Syndicate Labs Security Incident Update: Private Key Leak Leads to Theft During Bridge Contract Upgrade
Syndicate Labs has released a statement regarding a recent incident where a private key leak resulted in malicious upgrades to its cross-chain bridge contract on two chains. Attackers transferred approximately 18.5 million SYND (about $330,000) and around $50,000 in user tokens.
Affected users will receive full compensation, and SYND holders will receive additional compensation. The attack involved multi-stage reconnaissance, infrastructure mapping, and precise execution, ruling out the possibility of insider involvement.
The root cause of the vulnerability was that the private key was only stored in a password manager, and the contract upgrade process did not utilize multi-signature or hardware signing mechanisms, nor did it have early warning or circuit breaker measures.
Syndicate Labs is strengthening security measures, including adding an extra encryption layer for the password manager and changing the upgrade path to multi-signature or hardware signing.
ABAB AI Insight
Syndicate Labs previously focused on application chains and cross-chain infrastructure development. Following this incident, they quickly disclosed details and committed to full compensation, continuing their response strategy developed from multiple DeFi security incidents since 2025. Several cross-chain bridges have previously adopted similar simplified operations, making a single private key a critical vulnerability.
In terms of capital flow, the attackers gained direct control of the bridge contract through malicious upgrades and transferred liquidity pool assets. Syndicate Labs is mobilizing its reserves for full compensation plus additional compensation, motivated by the need to quickly restore trust among users and developers, maintain TVL, and prevent the incident from spreading to other application chains, while also taking this opportunity to comprehensively upgrade security processes.

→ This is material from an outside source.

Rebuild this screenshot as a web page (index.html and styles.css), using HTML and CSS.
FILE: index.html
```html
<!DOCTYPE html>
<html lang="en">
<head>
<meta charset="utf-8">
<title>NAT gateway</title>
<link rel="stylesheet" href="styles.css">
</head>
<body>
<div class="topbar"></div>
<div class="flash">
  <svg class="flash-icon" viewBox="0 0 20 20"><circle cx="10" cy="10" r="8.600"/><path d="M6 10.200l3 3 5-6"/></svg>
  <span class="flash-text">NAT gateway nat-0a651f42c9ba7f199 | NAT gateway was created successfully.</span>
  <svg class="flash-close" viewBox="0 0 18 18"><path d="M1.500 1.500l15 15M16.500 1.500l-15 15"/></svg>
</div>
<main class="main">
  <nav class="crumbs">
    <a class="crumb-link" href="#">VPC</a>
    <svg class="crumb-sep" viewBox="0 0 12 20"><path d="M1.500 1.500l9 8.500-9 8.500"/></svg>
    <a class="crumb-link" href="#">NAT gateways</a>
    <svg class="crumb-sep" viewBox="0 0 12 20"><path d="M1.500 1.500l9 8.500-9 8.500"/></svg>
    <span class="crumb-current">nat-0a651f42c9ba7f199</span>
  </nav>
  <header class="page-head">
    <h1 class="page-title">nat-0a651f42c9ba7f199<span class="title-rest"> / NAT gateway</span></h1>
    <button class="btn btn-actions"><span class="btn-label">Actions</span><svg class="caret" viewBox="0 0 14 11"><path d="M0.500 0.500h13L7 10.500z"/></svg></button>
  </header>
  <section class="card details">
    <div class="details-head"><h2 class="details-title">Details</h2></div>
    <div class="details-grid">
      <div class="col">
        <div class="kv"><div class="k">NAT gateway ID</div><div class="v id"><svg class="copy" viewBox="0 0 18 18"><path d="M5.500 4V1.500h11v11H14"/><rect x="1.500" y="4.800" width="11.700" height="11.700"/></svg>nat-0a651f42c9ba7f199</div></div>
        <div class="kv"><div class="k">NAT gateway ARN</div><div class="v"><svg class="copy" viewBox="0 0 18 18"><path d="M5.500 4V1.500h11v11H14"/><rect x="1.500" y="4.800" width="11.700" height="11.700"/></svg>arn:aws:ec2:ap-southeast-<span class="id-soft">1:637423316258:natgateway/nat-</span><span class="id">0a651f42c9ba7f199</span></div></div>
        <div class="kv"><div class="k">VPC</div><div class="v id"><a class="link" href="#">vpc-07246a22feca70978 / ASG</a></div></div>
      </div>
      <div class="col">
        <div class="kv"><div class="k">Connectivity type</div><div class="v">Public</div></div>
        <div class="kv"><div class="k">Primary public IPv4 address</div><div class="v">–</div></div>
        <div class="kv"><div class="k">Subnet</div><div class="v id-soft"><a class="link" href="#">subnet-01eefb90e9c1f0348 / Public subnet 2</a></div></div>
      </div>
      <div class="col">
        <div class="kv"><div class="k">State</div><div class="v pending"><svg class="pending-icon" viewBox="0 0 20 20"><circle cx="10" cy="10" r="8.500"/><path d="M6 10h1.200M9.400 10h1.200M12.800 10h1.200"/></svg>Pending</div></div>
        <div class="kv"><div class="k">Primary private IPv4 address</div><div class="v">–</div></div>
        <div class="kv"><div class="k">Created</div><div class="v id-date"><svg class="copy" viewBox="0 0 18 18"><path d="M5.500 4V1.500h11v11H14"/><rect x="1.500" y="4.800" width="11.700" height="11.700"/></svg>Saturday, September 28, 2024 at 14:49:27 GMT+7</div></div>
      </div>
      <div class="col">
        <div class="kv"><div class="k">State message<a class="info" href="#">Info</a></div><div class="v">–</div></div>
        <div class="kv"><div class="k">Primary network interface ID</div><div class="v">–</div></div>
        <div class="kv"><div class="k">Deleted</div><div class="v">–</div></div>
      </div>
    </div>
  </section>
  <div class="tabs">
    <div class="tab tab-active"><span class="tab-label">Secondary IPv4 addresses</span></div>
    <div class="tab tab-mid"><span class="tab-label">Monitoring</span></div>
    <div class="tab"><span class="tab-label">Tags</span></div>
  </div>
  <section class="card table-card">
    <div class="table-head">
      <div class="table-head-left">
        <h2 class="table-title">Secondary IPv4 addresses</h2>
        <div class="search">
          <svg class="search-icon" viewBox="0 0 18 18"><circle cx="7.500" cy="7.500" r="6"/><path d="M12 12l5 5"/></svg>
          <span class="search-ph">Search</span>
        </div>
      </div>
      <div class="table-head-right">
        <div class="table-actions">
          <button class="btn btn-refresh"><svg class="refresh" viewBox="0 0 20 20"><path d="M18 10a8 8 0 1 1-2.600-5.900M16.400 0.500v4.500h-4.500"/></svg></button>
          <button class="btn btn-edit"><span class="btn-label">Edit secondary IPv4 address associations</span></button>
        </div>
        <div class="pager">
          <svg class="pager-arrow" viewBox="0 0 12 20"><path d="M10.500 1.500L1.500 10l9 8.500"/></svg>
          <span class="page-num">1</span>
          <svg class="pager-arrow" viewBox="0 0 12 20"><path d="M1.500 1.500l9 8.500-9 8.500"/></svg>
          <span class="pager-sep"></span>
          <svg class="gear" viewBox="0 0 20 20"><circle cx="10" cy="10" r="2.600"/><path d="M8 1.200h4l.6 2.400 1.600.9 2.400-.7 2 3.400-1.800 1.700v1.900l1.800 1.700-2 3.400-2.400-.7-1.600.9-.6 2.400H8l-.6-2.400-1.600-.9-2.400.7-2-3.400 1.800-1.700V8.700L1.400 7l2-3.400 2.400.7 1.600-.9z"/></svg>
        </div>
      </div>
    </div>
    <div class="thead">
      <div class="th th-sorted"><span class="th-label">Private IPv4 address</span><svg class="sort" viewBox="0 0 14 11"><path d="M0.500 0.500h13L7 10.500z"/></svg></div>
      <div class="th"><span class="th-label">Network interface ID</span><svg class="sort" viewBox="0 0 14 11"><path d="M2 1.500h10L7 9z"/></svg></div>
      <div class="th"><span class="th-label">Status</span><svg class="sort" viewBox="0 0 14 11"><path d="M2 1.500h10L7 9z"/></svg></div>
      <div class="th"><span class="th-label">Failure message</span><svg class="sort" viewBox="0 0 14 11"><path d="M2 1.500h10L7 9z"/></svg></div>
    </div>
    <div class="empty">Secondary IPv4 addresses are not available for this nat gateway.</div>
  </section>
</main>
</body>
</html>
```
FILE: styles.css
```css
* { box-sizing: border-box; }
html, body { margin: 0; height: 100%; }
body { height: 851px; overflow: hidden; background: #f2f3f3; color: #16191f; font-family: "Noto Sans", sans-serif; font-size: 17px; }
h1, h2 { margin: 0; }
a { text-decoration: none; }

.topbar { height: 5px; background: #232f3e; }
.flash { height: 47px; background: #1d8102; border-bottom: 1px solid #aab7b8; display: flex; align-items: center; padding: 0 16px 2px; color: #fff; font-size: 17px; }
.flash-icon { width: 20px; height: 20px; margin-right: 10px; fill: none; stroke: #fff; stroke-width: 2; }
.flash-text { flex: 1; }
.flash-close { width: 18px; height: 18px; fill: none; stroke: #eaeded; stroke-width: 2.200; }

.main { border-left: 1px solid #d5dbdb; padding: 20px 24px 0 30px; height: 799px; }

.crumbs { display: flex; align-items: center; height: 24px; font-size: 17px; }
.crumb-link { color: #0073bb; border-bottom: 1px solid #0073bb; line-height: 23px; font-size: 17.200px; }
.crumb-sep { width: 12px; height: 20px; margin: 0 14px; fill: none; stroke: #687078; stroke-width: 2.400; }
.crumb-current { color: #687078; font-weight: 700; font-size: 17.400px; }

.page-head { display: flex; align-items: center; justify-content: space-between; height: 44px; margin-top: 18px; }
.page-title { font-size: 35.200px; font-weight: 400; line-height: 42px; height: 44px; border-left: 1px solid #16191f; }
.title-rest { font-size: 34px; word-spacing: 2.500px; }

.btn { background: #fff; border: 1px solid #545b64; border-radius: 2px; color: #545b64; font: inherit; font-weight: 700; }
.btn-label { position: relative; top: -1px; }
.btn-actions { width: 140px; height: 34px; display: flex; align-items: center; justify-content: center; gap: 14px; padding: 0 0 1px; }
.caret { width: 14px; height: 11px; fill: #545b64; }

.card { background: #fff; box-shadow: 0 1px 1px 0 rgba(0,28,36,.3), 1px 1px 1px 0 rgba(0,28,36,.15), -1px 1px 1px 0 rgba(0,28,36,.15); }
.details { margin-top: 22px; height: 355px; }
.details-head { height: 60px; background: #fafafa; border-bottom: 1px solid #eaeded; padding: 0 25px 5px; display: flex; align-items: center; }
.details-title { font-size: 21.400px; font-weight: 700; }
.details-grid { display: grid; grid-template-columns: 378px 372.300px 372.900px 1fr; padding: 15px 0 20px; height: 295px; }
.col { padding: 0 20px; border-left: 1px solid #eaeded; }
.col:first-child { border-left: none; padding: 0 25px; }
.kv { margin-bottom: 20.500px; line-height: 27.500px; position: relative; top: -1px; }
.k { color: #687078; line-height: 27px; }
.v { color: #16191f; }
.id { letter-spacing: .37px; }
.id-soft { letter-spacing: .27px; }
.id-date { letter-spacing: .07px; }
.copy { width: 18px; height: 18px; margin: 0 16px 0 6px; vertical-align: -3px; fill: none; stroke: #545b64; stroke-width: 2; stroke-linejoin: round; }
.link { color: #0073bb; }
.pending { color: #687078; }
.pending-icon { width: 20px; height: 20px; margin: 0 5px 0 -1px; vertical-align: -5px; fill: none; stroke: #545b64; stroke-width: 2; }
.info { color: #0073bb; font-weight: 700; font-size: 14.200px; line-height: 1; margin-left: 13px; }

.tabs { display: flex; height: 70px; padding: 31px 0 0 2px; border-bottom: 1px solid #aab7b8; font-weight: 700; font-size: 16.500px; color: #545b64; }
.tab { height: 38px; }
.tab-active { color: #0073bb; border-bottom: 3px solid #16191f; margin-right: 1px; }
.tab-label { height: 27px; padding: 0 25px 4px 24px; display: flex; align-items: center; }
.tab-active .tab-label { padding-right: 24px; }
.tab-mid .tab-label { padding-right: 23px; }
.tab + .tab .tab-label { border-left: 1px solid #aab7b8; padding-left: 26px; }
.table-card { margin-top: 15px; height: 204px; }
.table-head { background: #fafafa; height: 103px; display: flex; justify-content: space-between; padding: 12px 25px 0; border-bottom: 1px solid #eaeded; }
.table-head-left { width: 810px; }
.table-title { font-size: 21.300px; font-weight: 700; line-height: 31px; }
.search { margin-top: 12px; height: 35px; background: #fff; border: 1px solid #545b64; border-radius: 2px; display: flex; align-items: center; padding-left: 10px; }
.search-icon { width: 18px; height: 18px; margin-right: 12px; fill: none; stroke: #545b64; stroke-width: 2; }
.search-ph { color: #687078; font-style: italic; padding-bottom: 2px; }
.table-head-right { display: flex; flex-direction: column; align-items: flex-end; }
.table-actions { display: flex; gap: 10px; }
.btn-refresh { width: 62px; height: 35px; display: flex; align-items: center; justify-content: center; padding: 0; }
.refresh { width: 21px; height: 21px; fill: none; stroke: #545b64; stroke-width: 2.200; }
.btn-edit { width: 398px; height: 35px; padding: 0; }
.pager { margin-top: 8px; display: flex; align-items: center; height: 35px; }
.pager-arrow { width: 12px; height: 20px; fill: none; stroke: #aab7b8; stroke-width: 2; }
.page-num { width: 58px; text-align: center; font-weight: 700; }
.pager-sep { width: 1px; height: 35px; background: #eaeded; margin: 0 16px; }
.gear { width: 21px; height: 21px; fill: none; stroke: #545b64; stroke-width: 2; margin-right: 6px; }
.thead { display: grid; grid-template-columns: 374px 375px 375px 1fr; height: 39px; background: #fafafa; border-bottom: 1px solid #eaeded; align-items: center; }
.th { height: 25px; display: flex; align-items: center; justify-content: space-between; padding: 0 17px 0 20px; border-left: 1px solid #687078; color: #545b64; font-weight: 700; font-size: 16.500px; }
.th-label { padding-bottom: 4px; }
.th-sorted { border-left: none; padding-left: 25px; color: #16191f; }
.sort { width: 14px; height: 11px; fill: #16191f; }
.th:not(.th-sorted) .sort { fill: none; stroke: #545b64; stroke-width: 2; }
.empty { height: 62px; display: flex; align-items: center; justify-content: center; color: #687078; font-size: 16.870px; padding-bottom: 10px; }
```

Similar to the Wasabi Protocol single EOA upgrade vault theft or previous UUPS proxy attack cases, Syndicate Labs is currently in a vulnerable phase of transitioning cross-chain infrastructure from rapid expansion to strengthening security boundaries, with significant exposure to team operational habits and insufficient trust assumptions in contract governance.
Essentially, this represents a capital concentration risk under technological substitution: the project simplified private key management and single-signature upgrades in place of multiple security mechanisms to pursue deployment speed, prioritizing developer iteration efficiency over permission decentralization, leading to core control being highly concentrated at a single leak point. The attack resulted in an instantaneous asset transfer and subsequent compensation pressure, temporarily ceding liquidity pricing power to the attackers.